<<<<

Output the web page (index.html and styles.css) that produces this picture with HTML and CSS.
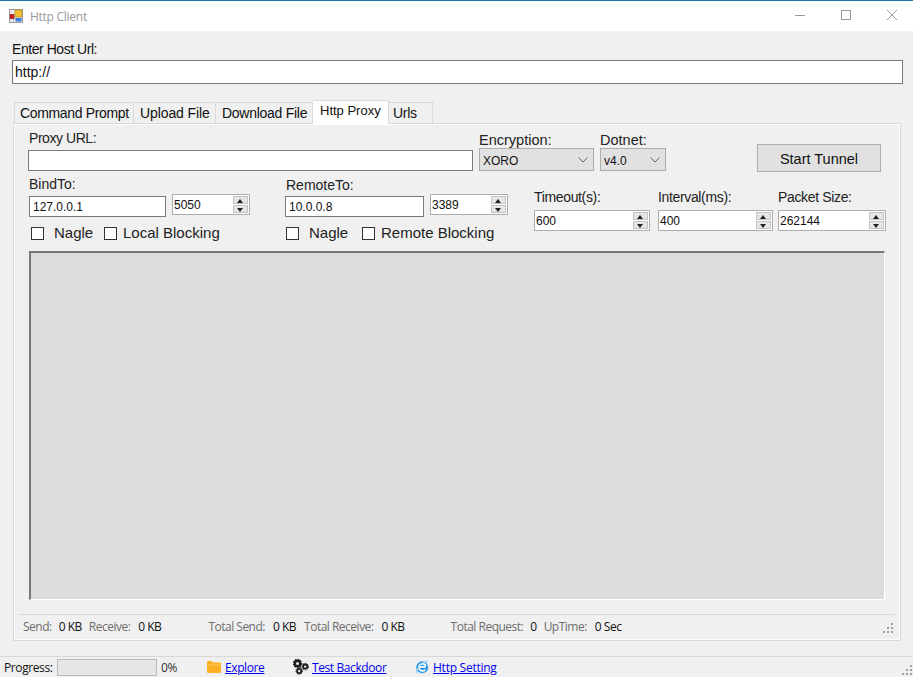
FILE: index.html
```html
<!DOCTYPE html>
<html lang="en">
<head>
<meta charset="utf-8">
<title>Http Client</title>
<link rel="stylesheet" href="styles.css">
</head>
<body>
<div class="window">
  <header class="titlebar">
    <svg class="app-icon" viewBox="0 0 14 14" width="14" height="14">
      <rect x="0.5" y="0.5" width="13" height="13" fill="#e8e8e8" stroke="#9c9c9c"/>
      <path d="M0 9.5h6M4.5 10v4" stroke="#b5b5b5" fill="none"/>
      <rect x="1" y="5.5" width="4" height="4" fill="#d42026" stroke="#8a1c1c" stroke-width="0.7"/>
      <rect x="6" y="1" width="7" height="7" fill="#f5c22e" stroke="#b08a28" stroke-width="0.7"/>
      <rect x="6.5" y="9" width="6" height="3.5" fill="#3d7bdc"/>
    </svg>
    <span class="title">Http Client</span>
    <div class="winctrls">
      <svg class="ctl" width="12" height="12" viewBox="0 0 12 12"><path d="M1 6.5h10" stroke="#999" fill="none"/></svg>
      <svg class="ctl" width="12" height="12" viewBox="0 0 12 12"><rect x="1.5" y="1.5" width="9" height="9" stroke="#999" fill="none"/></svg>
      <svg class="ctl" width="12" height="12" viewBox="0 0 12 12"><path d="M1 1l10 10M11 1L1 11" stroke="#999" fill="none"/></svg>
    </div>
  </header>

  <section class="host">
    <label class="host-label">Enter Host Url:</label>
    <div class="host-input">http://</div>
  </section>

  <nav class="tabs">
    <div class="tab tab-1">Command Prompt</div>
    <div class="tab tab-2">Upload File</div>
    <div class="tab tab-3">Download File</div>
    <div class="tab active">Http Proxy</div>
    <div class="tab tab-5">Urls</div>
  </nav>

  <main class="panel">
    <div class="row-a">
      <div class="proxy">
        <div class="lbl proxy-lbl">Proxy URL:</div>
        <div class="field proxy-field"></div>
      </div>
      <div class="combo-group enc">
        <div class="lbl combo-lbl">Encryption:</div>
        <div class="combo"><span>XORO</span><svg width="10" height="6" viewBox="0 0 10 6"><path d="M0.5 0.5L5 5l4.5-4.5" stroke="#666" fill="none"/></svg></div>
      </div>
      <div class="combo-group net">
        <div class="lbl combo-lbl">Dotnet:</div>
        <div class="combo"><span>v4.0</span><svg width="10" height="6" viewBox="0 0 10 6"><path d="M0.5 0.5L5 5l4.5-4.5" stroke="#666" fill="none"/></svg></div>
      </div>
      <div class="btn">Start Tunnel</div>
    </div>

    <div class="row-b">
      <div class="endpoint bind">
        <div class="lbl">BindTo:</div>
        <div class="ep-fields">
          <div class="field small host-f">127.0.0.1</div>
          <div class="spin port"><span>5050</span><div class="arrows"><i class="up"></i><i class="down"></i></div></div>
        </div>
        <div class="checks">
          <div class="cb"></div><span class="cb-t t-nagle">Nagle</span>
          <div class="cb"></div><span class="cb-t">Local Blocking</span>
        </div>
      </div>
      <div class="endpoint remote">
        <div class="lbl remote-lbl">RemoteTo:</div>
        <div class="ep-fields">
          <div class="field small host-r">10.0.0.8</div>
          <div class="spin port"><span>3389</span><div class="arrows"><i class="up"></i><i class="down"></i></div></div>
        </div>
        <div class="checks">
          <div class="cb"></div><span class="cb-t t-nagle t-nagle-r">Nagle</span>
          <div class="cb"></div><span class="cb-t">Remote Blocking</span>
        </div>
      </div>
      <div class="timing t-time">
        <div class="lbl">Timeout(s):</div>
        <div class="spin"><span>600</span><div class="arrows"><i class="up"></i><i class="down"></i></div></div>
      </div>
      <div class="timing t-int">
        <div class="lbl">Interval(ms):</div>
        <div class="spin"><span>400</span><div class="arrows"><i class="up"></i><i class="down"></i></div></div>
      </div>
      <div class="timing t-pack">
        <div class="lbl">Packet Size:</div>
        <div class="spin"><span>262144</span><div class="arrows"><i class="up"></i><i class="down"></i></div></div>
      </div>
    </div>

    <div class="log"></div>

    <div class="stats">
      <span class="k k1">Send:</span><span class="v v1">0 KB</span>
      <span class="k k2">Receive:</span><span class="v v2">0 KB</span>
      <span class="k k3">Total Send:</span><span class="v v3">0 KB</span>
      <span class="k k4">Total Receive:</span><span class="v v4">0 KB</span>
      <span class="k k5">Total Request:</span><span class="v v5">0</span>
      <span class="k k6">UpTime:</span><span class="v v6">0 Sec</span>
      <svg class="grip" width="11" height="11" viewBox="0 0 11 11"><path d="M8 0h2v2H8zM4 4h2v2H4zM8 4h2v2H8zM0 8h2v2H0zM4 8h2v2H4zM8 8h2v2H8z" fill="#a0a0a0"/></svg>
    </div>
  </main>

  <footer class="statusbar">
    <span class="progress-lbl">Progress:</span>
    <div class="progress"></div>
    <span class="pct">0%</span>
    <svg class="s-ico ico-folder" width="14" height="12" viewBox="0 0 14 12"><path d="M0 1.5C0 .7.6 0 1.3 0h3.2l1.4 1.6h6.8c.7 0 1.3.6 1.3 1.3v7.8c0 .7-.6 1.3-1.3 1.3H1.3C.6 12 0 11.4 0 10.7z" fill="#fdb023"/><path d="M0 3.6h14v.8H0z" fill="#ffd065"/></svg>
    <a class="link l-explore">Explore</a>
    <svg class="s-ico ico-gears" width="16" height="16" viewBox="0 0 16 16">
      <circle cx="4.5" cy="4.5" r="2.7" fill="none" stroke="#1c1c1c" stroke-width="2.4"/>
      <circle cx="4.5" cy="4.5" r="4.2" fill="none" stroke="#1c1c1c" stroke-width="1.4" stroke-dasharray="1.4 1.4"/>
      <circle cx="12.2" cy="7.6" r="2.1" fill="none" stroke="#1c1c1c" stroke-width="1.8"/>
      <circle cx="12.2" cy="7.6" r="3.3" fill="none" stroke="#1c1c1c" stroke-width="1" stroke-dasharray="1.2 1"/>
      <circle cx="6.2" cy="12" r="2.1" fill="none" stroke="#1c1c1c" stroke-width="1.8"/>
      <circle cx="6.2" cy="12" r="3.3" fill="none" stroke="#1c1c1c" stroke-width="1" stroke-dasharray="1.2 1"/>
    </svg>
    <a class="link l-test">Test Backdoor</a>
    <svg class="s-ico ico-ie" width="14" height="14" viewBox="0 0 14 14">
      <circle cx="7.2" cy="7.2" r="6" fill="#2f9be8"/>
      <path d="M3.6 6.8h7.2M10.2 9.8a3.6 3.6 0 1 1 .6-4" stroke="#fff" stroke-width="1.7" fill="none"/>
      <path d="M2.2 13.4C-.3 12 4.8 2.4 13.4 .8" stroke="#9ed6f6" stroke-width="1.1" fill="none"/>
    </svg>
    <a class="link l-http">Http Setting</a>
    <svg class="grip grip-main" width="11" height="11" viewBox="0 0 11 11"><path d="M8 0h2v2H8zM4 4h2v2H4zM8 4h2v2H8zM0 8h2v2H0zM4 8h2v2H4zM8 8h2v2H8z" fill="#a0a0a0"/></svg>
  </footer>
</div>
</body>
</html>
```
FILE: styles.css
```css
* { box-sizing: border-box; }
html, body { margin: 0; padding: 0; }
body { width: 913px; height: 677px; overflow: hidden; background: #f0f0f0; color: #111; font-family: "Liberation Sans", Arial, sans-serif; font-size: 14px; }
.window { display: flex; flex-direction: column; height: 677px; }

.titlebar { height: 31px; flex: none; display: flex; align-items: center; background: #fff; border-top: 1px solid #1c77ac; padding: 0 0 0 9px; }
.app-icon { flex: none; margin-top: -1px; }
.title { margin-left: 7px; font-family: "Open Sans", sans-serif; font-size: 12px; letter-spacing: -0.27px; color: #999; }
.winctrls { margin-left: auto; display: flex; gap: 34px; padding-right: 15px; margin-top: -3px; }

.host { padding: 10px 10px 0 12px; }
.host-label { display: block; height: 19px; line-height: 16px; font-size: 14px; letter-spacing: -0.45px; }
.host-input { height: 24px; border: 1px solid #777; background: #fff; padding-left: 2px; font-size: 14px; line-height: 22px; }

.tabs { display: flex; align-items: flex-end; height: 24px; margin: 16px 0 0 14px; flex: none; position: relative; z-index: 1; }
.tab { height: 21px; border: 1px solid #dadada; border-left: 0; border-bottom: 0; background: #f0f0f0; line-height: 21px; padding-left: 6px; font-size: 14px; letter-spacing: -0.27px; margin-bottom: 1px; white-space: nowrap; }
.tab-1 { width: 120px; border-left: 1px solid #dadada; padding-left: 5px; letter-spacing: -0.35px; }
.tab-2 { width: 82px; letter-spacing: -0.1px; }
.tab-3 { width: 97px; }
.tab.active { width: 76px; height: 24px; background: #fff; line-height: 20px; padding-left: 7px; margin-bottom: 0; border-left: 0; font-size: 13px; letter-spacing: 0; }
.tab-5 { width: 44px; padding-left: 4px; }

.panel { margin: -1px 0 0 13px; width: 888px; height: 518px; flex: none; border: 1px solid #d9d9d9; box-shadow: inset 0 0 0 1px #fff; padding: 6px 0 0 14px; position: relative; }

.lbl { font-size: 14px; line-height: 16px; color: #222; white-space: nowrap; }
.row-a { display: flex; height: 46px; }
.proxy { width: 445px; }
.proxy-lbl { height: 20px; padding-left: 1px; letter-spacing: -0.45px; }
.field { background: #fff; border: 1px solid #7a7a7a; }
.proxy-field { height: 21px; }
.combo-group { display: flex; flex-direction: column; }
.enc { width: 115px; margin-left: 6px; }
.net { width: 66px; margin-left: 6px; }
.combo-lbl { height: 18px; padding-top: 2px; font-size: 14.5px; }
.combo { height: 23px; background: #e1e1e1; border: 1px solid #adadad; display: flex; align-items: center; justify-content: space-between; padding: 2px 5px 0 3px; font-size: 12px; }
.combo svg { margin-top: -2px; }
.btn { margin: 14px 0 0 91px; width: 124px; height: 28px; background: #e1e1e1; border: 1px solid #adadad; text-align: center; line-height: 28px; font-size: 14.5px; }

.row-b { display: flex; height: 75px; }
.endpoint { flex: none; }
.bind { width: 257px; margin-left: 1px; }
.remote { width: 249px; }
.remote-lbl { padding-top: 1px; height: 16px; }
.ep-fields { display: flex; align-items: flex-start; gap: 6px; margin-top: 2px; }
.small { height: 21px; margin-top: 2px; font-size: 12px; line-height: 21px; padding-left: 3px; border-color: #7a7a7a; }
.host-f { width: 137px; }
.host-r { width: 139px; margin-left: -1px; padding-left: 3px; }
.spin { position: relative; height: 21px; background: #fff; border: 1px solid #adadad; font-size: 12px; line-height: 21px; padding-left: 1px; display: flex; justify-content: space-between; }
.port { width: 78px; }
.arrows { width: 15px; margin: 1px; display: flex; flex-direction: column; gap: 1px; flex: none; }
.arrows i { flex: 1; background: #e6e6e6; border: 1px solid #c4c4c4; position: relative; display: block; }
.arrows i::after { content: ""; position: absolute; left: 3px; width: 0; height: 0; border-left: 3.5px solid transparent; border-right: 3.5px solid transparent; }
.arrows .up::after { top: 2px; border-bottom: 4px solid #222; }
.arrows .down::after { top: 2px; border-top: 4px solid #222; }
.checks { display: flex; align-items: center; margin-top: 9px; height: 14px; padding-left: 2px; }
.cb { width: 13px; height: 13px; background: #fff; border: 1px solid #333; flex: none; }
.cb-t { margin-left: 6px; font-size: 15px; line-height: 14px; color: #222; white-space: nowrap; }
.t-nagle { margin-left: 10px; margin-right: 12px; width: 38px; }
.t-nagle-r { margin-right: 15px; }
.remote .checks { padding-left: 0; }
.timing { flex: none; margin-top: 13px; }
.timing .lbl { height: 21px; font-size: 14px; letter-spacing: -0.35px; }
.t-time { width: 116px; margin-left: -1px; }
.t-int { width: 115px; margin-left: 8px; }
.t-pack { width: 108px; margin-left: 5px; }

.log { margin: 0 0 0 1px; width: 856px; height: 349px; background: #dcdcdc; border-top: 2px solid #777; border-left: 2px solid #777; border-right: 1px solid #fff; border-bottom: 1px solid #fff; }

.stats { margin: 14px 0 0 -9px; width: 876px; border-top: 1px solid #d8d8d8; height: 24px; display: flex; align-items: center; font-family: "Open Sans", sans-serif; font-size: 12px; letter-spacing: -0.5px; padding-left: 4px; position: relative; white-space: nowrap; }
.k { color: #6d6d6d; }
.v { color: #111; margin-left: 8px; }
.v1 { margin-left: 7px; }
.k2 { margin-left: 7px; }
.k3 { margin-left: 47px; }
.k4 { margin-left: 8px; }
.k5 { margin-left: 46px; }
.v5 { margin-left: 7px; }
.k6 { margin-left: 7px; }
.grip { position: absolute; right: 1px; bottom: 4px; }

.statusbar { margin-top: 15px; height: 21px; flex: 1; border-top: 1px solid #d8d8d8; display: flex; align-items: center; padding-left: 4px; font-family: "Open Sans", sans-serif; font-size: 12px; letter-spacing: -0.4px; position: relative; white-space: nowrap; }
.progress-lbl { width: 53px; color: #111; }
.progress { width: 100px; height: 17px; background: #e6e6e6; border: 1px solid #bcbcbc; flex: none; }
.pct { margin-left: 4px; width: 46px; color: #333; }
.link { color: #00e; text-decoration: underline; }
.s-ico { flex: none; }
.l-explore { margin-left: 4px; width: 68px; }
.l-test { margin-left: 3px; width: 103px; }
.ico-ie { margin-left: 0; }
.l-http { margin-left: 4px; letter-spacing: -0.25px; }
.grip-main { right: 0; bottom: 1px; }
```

>>>>

## [Exercise]
Show all lines from the listing above in which "styles" appears.

## [Correct response]
Output the web page (index.html and styles.css) that produces this picture with HTML and CSS.
<link rel="stylesheet" href="styles.css">
FILE: styles.css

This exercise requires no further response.